What distinguishes those which fail from those that succeed? The answer in many cases has to do with communication. More than even proper reparations, customers like to know what’s happening, and providing clear communication throughout a crisis can make a substantial difference in whether a customer’s business stays or goes. Creating a clear, honest picture of a crisis can quickly make it much easier to keep doing business once the situation ends.
Prophet CRM has lots of flexible capabilities like marketing automation, bulk email, and communications tools to reach large numbers of customers and leads quickly. In a crisis, these tools (usually used for marketing initiatives or to notify customers of major product changes all at once) take on a crucial role in speeding the crisis to resolution.
A company’s crisis communications strategy can’t end at its CRM programs, but it can certainly start there. The same large swaths of customer information can be used to notify them immediately of an issue. Get familiar with automation tools and aliases. Familiarize yourself with the mass mail options in advance of a crisis to ensure you don’t waste time on technological problems when you should be dealing with more pressing concerns.
Identifying Affected Persons
One way in which Prophet CRM can help speed a crisis to resolution, or at least to satisfaction of the involved parties, is through rapid identification of those who stand to lose the most from the event. A good CRM program will track who buys what and how they use it, and can provide a strong starting point from which to notify customers who use affected products or services that something is wrong.
Consider the following hypothetical crisis:
You represent a large manufacturer whose most recent stable build of a flagship product has been found to have a security fault that is already known to individuals who would use it to cause chaos, loss of revenue, and other negative consequences for the company. For your customers, this represents both a potential crisis falling into their laps and a crisis of confidence in your company and its products. To retain customers in a rocky situation like this, a business needs to notify its partners immediately, before the negative consequences occur.
You could certainly go directly to the news, especially if your product is big enough. A more targeted approach might be to use your CRM program to find only the customers who use your primary product and contact them. By notifying consumers of the flaw or problem, not only do you and your company avoid alarming people who don’t use the product, but you also provide the customers most affected by the defect with a chance to shore up their own resistance.
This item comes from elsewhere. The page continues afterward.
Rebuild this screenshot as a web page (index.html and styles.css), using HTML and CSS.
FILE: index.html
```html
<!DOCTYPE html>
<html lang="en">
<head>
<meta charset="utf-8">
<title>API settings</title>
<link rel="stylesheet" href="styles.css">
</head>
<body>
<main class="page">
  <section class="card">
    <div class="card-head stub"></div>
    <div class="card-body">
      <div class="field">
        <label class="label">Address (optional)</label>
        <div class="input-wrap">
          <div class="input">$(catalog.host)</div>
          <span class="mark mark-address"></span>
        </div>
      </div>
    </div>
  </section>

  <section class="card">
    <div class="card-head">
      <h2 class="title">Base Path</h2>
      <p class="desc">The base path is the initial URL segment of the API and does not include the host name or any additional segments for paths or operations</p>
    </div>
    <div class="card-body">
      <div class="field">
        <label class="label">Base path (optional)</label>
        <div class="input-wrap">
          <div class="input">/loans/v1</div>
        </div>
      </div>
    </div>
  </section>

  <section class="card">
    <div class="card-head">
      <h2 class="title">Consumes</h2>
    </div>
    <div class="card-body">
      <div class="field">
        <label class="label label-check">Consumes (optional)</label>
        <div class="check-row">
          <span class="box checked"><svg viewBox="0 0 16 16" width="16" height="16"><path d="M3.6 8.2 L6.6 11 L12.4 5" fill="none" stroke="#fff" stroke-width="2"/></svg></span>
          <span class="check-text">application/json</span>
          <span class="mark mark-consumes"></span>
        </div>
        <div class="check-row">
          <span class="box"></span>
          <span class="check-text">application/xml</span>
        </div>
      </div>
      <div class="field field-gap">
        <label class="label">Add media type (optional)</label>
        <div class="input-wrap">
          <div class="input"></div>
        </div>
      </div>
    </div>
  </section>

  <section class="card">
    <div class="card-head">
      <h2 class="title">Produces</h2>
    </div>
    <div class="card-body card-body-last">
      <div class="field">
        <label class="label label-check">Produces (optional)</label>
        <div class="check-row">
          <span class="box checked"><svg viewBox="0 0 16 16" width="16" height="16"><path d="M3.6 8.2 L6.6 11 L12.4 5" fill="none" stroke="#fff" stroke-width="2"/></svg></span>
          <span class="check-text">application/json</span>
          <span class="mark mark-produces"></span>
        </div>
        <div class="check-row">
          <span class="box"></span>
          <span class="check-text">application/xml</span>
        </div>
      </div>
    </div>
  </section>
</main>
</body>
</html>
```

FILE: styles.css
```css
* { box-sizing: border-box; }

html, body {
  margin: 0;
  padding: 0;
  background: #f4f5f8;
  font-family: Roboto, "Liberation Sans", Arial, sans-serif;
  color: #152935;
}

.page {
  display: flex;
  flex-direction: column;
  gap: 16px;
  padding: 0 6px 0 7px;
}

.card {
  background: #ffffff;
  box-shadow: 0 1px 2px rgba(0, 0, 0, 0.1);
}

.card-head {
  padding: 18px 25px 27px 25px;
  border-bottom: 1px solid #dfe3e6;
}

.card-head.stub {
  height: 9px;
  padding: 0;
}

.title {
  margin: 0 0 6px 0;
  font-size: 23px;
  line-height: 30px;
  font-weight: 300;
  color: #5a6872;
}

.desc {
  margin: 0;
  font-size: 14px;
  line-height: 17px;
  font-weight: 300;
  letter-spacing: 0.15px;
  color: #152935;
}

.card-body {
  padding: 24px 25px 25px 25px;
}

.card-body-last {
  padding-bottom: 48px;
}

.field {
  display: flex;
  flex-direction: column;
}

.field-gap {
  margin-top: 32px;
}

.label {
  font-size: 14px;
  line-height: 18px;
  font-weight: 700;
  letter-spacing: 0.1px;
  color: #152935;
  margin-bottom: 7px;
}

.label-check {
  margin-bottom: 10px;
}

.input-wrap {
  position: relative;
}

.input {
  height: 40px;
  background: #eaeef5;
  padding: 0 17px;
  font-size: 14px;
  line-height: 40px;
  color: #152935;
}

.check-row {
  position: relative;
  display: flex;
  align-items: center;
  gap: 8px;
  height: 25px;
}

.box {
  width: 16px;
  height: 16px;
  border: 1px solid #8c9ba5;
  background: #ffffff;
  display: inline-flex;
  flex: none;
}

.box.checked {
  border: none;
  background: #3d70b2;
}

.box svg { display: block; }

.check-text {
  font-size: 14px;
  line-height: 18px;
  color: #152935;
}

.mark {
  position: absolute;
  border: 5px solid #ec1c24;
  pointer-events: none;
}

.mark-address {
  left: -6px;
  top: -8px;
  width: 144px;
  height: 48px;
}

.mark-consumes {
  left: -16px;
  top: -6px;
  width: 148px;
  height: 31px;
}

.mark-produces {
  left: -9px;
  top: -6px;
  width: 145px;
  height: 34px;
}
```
Not every crisis will have such a clean line between who is and isn’t affected, but having well-kept and updated records of who purchased what, and how a given problem might affect them, is one of the fastest paths out of a crisis. More important than short-term logistical advantages, however, are the long-term informational advantages a CRM program offers for crisis communication.
Segmentation in Follow-Up
Weeks, months, or even years after a crisis, depending on its scope and the size of your business, a CRM program can give you more ways to follow up with affected customers. A business with a robust CRM system can use its analytics features to find out more about the impact of the event itself and more effectively reach out to customers who feel its impact.
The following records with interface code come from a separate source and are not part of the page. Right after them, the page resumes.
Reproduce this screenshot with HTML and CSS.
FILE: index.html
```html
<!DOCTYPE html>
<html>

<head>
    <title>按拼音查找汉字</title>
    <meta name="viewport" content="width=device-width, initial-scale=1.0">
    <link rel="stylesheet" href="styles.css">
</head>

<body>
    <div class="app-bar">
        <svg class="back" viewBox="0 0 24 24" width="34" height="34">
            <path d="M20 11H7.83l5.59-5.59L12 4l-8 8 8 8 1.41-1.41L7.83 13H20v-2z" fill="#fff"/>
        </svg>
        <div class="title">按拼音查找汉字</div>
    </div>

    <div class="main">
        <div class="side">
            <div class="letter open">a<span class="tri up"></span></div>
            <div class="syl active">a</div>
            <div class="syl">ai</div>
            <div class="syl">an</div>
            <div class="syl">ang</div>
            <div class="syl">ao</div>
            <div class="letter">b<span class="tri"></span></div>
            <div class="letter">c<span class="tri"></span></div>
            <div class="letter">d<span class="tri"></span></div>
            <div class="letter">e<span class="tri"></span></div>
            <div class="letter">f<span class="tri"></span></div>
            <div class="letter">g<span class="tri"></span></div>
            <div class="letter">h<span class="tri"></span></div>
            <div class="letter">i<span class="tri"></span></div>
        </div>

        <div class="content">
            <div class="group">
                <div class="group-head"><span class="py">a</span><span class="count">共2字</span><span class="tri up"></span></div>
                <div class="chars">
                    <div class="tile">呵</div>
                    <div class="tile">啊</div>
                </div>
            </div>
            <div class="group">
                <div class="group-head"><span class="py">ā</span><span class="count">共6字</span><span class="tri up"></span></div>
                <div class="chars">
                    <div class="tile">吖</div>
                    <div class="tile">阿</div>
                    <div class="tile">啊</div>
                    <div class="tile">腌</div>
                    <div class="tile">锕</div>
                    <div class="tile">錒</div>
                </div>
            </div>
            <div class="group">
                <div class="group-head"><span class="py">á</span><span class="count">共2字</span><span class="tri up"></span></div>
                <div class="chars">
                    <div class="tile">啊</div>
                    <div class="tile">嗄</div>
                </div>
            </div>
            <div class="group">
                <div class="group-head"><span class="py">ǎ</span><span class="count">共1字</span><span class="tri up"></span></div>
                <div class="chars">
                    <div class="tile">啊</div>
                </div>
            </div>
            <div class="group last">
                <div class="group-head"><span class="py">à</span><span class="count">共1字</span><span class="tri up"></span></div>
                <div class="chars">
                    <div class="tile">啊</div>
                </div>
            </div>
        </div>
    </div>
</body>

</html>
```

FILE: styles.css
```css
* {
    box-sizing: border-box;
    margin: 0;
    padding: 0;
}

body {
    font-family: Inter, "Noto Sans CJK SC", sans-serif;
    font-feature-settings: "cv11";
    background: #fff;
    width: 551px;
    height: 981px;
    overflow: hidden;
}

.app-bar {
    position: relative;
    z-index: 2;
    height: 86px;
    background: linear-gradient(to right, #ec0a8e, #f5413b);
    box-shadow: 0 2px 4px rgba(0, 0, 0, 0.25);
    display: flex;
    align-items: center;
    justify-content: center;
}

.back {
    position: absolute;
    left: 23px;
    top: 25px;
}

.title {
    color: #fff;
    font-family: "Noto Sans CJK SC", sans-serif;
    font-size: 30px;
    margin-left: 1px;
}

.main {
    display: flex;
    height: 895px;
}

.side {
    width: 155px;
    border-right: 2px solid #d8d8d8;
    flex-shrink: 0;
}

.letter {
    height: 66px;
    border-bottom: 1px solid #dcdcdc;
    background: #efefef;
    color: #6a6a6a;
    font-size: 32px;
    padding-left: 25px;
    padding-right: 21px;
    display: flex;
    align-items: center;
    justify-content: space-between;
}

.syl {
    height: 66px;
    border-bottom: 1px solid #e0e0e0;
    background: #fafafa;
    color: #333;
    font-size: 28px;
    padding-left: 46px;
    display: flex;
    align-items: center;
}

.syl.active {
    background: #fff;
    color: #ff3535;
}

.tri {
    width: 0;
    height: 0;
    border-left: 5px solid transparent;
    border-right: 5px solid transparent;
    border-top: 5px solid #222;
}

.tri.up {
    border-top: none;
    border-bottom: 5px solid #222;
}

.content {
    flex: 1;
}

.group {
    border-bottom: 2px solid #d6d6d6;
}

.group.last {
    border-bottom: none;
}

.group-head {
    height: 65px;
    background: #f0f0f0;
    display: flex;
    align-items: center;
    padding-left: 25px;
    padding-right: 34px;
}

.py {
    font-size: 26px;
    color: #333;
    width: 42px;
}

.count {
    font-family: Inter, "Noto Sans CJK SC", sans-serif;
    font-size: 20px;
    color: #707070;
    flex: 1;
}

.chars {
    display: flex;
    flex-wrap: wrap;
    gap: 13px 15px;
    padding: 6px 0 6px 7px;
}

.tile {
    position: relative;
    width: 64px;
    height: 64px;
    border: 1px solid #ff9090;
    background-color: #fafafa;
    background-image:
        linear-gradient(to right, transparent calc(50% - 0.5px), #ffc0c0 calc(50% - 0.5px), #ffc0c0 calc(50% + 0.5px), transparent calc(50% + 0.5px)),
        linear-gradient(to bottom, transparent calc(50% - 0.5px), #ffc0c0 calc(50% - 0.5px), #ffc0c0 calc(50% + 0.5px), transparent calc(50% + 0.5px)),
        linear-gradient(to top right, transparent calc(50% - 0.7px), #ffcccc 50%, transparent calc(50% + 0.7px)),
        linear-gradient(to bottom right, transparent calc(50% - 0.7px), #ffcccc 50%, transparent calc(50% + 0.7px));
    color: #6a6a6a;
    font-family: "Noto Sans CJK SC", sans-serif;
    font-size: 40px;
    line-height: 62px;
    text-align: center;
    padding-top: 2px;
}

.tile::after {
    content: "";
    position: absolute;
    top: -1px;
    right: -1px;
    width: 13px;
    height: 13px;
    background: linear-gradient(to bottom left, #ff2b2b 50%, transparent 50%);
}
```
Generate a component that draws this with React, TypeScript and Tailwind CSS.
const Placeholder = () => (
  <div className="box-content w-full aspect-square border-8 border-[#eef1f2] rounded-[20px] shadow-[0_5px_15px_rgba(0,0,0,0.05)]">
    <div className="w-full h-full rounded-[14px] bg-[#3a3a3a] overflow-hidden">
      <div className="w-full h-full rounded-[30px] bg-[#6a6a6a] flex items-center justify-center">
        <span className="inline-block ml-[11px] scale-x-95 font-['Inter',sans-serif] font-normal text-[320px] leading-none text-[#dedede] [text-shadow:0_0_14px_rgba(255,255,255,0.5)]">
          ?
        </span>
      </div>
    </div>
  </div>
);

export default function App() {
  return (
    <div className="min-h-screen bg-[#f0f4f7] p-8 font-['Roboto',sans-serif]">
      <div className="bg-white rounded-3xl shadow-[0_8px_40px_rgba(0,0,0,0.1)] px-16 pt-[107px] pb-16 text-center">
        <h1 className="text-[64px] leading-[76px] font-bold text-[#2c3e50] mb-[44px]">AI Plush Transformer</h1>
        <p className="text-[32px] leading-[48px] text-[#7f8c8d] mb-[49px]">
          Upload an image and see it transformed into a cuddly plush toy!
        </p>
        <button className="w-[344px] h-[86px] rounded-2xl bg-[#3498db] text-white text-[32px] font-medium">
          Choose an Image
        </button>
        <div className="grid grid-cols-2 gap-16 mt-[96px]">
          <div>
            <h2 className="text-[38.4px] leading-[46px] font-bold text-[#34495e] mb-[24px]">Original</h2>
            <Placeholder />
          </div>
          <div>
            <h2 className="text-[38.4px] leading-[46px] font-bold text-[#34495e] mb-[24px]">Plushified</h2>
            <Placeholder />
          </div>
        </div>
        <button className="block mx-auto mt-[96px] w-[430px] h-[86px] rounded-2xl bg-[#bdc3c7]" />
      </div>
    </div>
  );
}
A few months after the crisis, you can use analytics to get a better sense of just how badly it affected the bottom line (if at all) and among whom. Did it significantly curtail some major relationships? Were mostly small buyers affected in the long-term? Who took the brunt of the impact, and who took their business elsewhere? Where might they have taken it? Good record-keeping through such a program can tell you exactly what the results of the crisis were–allowing you to move forward in a way that minimizes the impacts of new, future events.
This in turn allows you to try and attract lost customers more effectively. Avoid blanket promotions that will mostly cost you money while not drawing old customers back in or generating new business. With data at hand, you can target new promotions only towards customers who require it.
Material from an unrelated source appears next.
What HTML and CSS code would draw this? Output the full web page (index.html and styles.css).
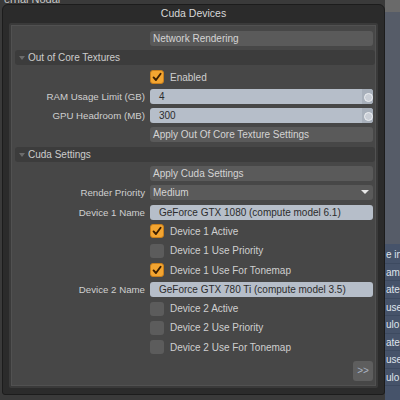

Collecting Feedback Immediately
A good CRM program will help when assessing individual and collective responses to your crisis response, too. These programs provide a space where customers’ reactions and concerns can be collected, analyzed, and used to hone the response.
Speed is important, but many organizations end up giving out too much information, not enough, or unclear information during a crisis. If your CRM program indicates that many of your customers are calling in with confusion rather than worry, frustration, or relief, your initial blast of information may not have been the remedy that you hoped.
Specialty Crisis Management Options
Many CRM programs can be customized, and a good incident reporting system is one way you can customize a system to fit your needs. A custom workflow can get information on the immediate and long-term effects of the crisis into the hands of the people who need it and keep those who don’t need it focused on the aspects of the situation they can handle.
Custom incident workflows can also provide a clearer picture of which areas of the response need more resources. Are most people affected calling by phone? Are they going to the Web for answers? What areas are proving to be the most problematic? With a better, more complex workflow structure, the answers to these questions can come out naturally, rather than requiring extensive departmental cross-talk.
These customized incident workflows don’t have to come out only in the event of a crisis, either. They may get a good workout during a crisis, but they can also presage one. A typically-unused workflow suddenly getting significant volume can indicate that something has gone wrong in an unexpected way.
These aren’t the only benefits a CRM program offers in the event of a crisis. Software-as-a-Service (SaaS) CRM solutions can take the load off company Web servers in the event of a crisis. The amount of documentation of the crisis response a CRM program creates can be great for long-term organizational learning initiatives.
The cost of being ill-equipped in a crisis can be quite high. Small to mid-sized companies often go under, and even large companies often end up biting off more than they can chew and losing big chunks of their customer bases. A successfully-managed crisis, however, can lead to minimal losses and greater customer confidence in the long term, and a solid CRM system can be a good component of that management.